Sometimes, yes, there are glitches, technical failures and lessons that don’t go as planned. Often, he can just hop on Twitter to ask for help, and another teacher will offer up lessons from their own experiences.

“I take little steps to integrate technology,” Bedley said. “I don’t consider myself a techie at all.”

He sees opportunities now

Exploring, risk-taking — it’s actually easier than it used to be, Bedley said. As his school shifts from its former curriculum to the Common Core standards, there’s a lot of room for creativity and experimentation in teaching, he said.

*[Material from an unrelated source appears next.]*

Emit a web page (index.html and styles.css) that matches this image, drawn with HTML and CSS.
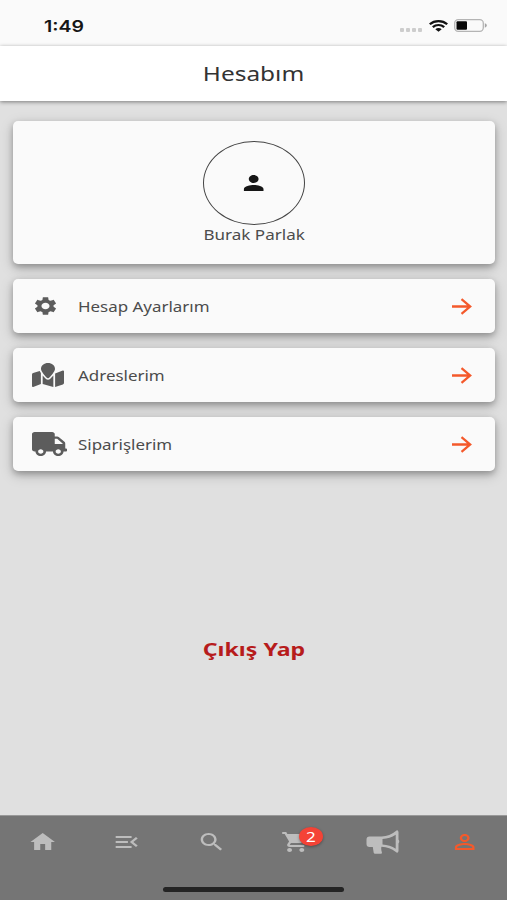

He teaches science, writing and history, and he’ll make sure the material is covered, but he likes to give students options to show what they’ve learned. When they studied the body’s organ systems, students could take a traditional test, or create an infographic using Piktochart software, or record a lesson for another student. They had to share everything they knew about, say, the nervous system. Some students spoke for 10 minutes, and sometimes recalled facts Bedley said even he couldn’t remember.

“A lot of it aligns with how they best learn — they learned way above and beyond,” Bedley said. “They felt like they were experts.”

He works outside his classtime, too. With his brother, he hosts an online talk show dedicated to education innovation, the Bedley Bros. #EdChat Show. A couple of years ago, he created the Technology Applied Science Fair, a souped-up science fair that asks kids to identify problems and solve them.

Since it launched, it has expanded from his school to 10. One student designed a social network for charities in India to share extra resources. Another couple of students, “great kids who always forget their glasses,” created a program that would automatically adjust computer screens so they could read, no matter what.

“It’s all on my own. If you look at the innovations going on, it’s teacher-driven activities,” Bedley said. “I love that there are some incredible educators out there, teachers and principals taking the lead rather than letting people outside of education define what we do.

“I really, honestly believe we’re in a time that’s going to redefine education.”